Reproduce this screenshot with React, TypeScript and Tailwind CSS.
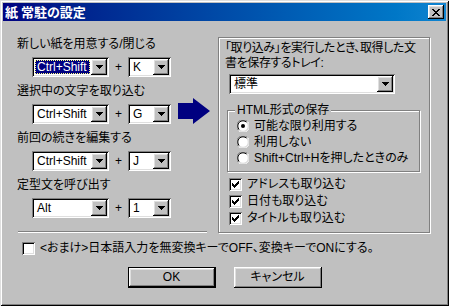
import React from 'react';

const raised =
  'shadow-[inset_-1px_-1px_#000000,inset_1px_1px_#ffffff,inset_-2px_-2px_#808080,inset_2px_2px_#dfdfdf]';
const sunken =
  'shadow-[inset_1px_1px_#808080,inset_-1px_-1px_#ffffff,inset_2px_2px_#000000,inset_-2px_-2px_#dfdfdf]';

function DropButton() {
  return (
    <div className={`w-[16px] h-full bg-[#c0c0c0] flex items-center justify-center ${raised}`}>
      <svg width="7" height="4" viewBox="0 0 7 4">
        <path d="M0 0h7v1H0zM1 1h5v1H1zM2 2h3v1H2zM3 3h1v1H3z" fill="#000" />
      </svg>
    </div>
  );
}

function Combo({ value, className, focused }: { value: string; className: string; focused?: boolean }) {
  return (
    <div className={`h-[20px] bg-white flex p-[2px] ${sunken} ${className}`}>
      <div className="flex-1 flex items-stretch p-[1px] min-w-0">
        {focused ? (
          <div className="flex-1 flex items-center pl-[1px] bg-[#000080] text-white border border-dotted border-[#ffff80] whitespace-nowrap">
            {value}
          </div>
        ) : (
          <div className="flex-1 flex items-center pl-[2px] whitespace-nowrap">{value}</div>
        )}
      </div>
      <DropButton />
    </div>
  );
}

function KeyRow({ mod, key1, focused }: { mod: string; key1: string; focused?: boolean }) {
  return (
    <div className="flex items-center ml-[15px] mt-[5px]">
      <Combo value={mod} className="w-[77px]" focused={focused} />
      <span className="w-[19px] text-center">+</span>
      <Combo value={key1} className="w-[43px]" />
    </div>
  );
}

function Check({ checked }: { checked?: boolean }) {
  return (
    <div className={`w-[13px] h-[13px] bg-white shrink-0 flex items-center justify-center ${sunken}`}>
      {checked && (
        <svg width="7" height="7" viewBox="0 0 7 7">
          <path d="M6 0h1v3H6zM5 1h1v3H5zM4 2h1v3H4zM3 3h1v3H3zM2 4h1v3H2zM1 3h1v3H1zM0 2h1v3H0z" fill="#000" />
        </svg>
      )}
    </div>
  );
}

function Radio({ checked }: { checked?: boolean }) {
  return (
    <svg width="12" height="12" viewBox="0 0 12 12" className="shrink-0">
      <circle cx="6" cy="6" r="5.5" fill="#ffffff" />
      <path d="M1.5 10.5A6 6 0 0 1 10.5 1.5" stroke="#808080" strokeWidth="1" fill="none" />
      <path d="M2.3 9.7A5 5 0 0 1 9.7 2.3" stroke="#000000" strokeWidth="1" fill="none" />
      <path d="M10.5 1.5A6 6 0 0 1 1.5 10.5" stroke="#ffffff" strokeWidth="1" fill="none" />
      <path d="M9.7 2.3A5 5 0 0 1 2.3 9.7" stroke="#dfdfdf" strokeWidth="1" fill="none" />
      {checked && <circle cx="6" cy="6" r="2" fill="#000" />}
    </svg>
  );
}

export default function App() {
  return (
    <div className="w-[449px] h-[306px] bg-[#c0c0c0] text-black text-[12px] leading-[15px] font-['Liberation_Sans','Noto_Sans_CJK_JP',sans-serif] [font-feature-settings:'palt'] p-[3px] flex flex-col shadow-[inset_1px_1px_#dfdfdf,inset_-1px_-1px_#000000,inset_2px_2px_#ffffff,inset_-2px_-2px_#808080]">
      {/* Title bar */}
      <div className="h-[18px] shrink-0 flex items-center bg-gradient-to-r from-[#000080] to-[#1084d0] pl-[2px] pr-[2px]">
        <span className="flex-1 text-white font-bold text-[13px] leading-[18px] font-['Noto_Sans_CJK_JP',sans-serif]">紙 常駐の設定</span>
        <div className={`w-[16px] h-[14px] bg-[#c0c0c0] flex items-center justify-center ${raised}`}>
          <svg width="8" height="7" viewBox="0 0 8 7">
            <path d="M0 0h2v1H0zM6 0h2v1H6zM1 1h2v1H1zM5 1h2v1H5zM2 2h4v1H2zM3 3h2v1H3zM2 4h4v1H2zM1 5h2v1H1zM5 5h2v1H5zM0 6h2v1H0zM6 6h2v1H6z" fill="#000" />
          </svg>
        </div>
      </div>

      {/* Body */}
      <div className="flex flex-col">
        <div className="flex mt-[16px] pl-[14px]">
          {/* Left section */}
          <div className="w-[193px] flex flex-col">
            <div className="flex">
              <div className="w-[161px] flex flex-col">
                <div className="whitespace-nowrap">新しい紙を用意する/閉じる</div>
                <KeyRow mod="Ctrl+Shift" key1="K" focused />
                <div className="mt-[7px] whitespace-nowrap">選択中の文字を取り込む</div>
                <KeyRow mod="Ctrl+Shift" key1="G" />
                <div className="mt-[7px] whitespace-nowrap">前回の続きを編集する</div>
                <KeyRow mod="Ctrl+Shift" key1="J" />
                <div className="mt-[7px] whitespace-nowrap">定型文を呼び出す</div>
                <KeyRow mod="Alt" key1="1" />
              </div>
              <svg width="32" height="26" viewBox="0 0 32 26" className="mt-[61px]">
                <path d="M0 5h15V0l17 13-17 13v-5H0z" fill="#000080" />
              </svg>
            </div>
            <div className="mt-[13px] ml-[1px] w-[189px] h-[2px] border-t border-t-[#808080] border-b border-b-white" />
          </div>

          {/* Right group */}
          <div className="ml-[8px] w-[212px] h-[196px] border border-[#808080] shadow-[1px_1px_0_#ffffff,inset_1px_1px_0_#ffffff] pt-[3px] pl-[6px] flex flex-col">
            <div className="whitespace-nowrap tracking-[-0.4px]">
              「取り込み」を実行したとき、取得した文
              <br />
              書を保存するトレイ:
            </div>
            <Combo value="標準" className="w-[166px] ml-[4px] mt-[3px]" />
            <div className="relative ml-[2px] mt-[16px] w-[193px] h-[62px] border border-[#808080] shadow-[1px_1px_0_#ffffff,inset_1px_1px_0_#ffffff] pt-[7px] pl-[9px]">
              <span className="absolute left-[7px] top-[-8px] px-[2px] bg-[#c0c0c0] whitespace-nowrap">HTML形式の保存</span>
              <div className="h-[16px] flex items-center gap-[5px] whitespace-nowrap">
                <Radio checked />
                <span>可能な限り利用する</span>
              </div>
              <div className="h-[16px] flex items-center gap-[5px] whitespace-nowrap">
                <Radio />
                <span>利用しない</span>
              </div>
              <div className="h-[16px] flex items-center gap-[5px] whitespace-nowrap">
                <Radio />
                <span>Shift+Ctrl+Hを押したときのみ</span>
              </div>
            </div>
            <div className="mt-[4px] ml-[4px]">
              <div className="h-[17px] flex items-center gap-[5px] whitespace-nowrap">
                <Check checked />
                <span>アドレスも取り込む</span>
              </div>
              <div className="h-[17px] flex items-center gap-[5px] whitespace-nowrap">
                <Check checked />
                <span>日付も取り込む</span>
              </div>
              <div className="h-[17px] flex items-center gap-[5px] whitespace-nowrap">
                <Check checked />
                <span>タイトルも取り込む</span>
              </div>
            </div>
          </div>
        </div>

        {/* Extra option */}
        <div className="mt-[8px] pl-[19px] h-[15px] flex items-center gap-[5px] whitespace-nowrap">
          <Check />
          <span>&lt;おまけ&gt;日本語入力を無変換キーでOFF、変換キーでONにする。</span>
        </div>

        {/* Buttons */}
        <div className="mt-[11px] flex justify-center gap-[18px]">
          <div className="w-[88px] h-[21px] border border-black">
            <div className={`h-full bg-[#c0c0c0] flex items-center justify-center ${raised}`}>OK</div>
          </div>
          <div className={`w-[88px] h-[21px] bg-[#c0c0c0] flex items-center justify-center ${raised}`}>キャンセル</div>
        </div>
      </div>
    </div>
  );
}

## EXERCISE DESCRIPTION
Repeat verbatim all the material, but not the pictures.

## WORKED SOLUTION
Reproduce this screenshot with React, TypeScript and Tailwind CSS.
import React from 'react';

const raised =
  'shadow-[inset_-1px_-1px_#000000,inset_1px_1px_#ffffff,inset_-2px_-2px_#808080,inset_2px_2px_#dfdfdf]';
const sunken =
  'shadow-[inset_1px_1px_#808080,inset_-1px_-1px_#ffffff,inset_2px_2px_#000000,inset_-2px_-2px_#dfdfdf]';

function DropButton() {
  return (
    <div className={`w-[16px] h-full bg-[#c0c0c0] flex items-center justify-center ${raised}`}>
      <svg width="7" height="4" viewBox="0 0 7 4">
        <path d="M0 0h7v1H0zM1 1h5v1H1zM2 2h3v1H2zM3 3h1v1H3z" fill="#000" />
      </svg>
    </div>
  );
}

function Combo({ value, className, focused }: { value: string; className: string; focused?: boolean }) {
  return (
    <div className={`h-[20px] bg-white flex p-[2px] ${sunken} ${className}`}>
      <div className="flex-1 flex items-stretch p-[1px] min-w-0">
        {focused ? (
          <div className="flex-1 flex items-center pl-[1px] bg-[#000080] text-white border border-dotted border-[#ffff80] whitespace-nowrap">
            {value}
          </div>
        ) : (
          <div className="flex-1 flex items-center pl-[2px] whitespace-nowrap">{value}</div>
        )}
      </div>
      <DropButton />
    </div>
  );
}

function KeyRow({ mod, key1, focused }: { mod: string; key1: string; focused?: boolean }) {
  return (
    <div className="flex items-center ml-[15px] mt-[5px]">
      <Combo value={mod} className="w-[77px]" focused={focused} />
      <span className="w-[19px] text-center">+</span>
      <Combo value={key1} className="w-[43px]" />
    </div>
  );
}

function Check({ checked }: { checked?: boolean }) {
  return (
    <div className={`w-[13px] h-[13px] bg-white shrink-0 flex items-center justify-center ${sunken}`}>
      {checked && (
        <svg width="7" height="7" viewBox="0 0 7 7">
          <path d="M6 0h1v3H6zM5 1h1v3H5zM4 2h1v3H4zM3 3h1v3H3zM2 4h1v3H2zM1 3h1v3H1zM0 2h1v3H0z" fill="#000" />
        </svg>
      )}
    </div>
  );
}

function Radio({ checked }: { checked?: boolean }) {
  return (
    <svg width="12" height="12" viewBox="0 0 12 12" className="shrink-0">
      <circle cx="6" cy="6" r="5.5" fill="#ffffff" />
      <path d="M1.5 10.5A6 6 0 0 1 10.5 1.5" stroke="#808080" strokeWidth="1" fill="none" />
      <path d="M2.3 9.7A5 5 0 0 1 9.7 2.3" stroke="#000000" strokeWidth="1" fill="none" />
      <path d="M10.5 1.5A6 6 0 0 1 1.5 10.5" stroke="#ffffff" strokeWidth="1" fill="none" />
      <path d="M9.7 2.3A5 5 0 0 1 2.3 9.7" stroke="#dfdfdf" strokeWidth="1" fill="none" />
      {checked && <circle cx="6" cy="6" r="2" fill="#000" />}
    </svg>
  );
}

export default function App() {
  return (
    <div className="w-[449px] h-[306px] bg-[#c0c0c0] text-black text-[12px] leading-[15px] font-['Liberation_Sans','Noto_Sans_CJK_JP',sans-serif] [font-feature-settings:'palt'] p-[3px] flex flex-col shadow-[inset_1px_1px_#dfdfdf,inset_-1px_-1px_#000000,inset_2px_2px_#ffffff,inset_-2px_-2px_#808080]">
      {/* Title bar */}
      <div className="h-[18px] shrink-0 flex items-center bg-gradient-to-r from-[#000080] to-[#1084d0] pl-[2px] pr-[2px]">
        <span className="flex-1 text-white font-bold text-[13px] leading-[18px] font-['Noto_Sans_CJK_JP',sans-serif]">紙 常駐の設定</span>
        <div className={`w-[16px] h-[14px] bg-[#c0c0c0] flex items-center justify-center ${raised}`}>
          <svg width="8" height="7" viewBox="0 0 8 7">
            <path d="M0 0h2v1H0zM6 0h2v1H6zM1 1h2v1H1zM5 1h2v1H5zM2 2h4v1H2zM3 3h2v1H3zM2 4h4v1H2zM1 5h2v1H1zM5 5h2v1H5zM0 6h2v1H0zM6 6h2v1H6z" fill="#000" />
          </svg>
        </div>
      </div>

      {/* Body */}
      <div className="flex flex-col">
        <div className="flex mt-[16px] pl-[14px]">
          {/* Left section */}
          <div className="w-[193px] flex flex-col">
            <div className="flex">
              <div className="w-[161px] flex flex-col">
                <div className="whitespace-nowrap">新しい紙を用意する/閉じる</div>
                <KeyRow mod="Ctrl+Shift" key1="K" focused />
                <div className="mt-[7px] whitespace-nowrap">選択中の文字を取り込む</div>
                <KeyRow mod="Ctrl+Shift" key1="G" />
                <div className="mt-[7px] whitespace-nowrap">前回の続きを編集する</div>
                <KeyRow mod="Ctrl+Shift" key1="J" />
                <div className="mt-[7px] whitespace-nowrap">定型文を呼び出す</div>
                <KeyRow mod="Alt" key1="1" />
              </div>
              <svg width="32" height="26" viewBox="0 0 32 26" className="mt-[61px]">
                <path d="M0 5h15V0l17 13-17 13v-5H0z" fill="#000080" />
              </svg>
            </div>
            <div className="mt-[13px] ml-[1px] w-[189px] h-[2px] border-t border-t-[#808080] border-b border-b-white" />
          </div>

          {/* Right group */}
          <div className="ml-[8px] w-[212px] h-[196px] border border-[#808080] shadow-[1px_1px_0_#ffffff,inset_1px_1px_0_#ffffff] pt-[3px] pl-[6px] flex flex-col">
            <div className="whitespace-nowrap tracking-[-0.4px]">
              「取り込み」を実行したとき、取得した文
              <br />
              書を保存するトレイ:
            </div>
            <Combo value="標準" className="w-[166px] ml-[4px] mt-[3px]" />
            <div className="relative ml-[2px] mt-[16px] w-[193px] h-[62px] border border-[#808080] shadow-[1px_1px_0_#ffffff,inset_1px_1px_0_#ffffff] pt-[7px] pl-[9px]">
              <span className="absolute left-[7px] top-[-8px] px-[2px] bg-[#c0c0c0] whitespace-nowrap">HTML形式の保存</span>
              <div className="h-[16px] flex items-center gap-[5px] whitespace-nowrap">
                <Radio checked />
                <span>可能な限り利用する</span>
              </div>
              <div className="h-[16px] flex items-center gap-[5px] whitespace-nowrap">
                <Radio />
                <span>利用しない</span>
              </div>
              <div className="h-[16px] flex items-center gap-[5px] whitespace-nowrap">
                <Radio />
                <span>Shift+Ctrl+Hを押したときのみ</span>
              </div>
            </div>
            <div className="mt-[4px] ml-[4px]">
              <div className="h-[17px] flex items-center gap-[5px] whitespace-nowrap">
                <Check checked />
                <span>アドレスも取り込む</span>
              </div>
              <div className="h-[17px] flex items-center gap-[5px] whitespace-nowrap">
                <Check checked />
                <span>日付も取り込む</span>
              </div>
              <div className="h-[17px] flex items-center gap-[5px] whitespace-nowrap">
                <Check checked />
                <span>タイトルも取り込む</span>
              </div>
            </div>
          </div>
        </div>

        {/* Extra option */}
        <div className="mt-[8px] pl-[19px] h-[15px] flex items-center gap-[5px] whitespace-nowrap">
          <Check />
          <span>&lt;おまけ&gt;日本語入力を無変換キーでOFF、変換キーでONにする。</span>
        </div>

        {/* Buttons */}
        <div className="mt-[11px] flex justify-center gap-[18px]">
          <div className="w-[88px] h-[21px] border border-black">
            <div className={`h-full bg-[#c0c0c0] flex items-center justify-center ${raised}`}>OK</div>
          </div>
          <div className={`w-[88px] h-[21px] bg-[#c0c0c0] flex items-center justify-center ${raised}`}>キャンセル</div>
        </div>
      </div>
    </div>
  );
}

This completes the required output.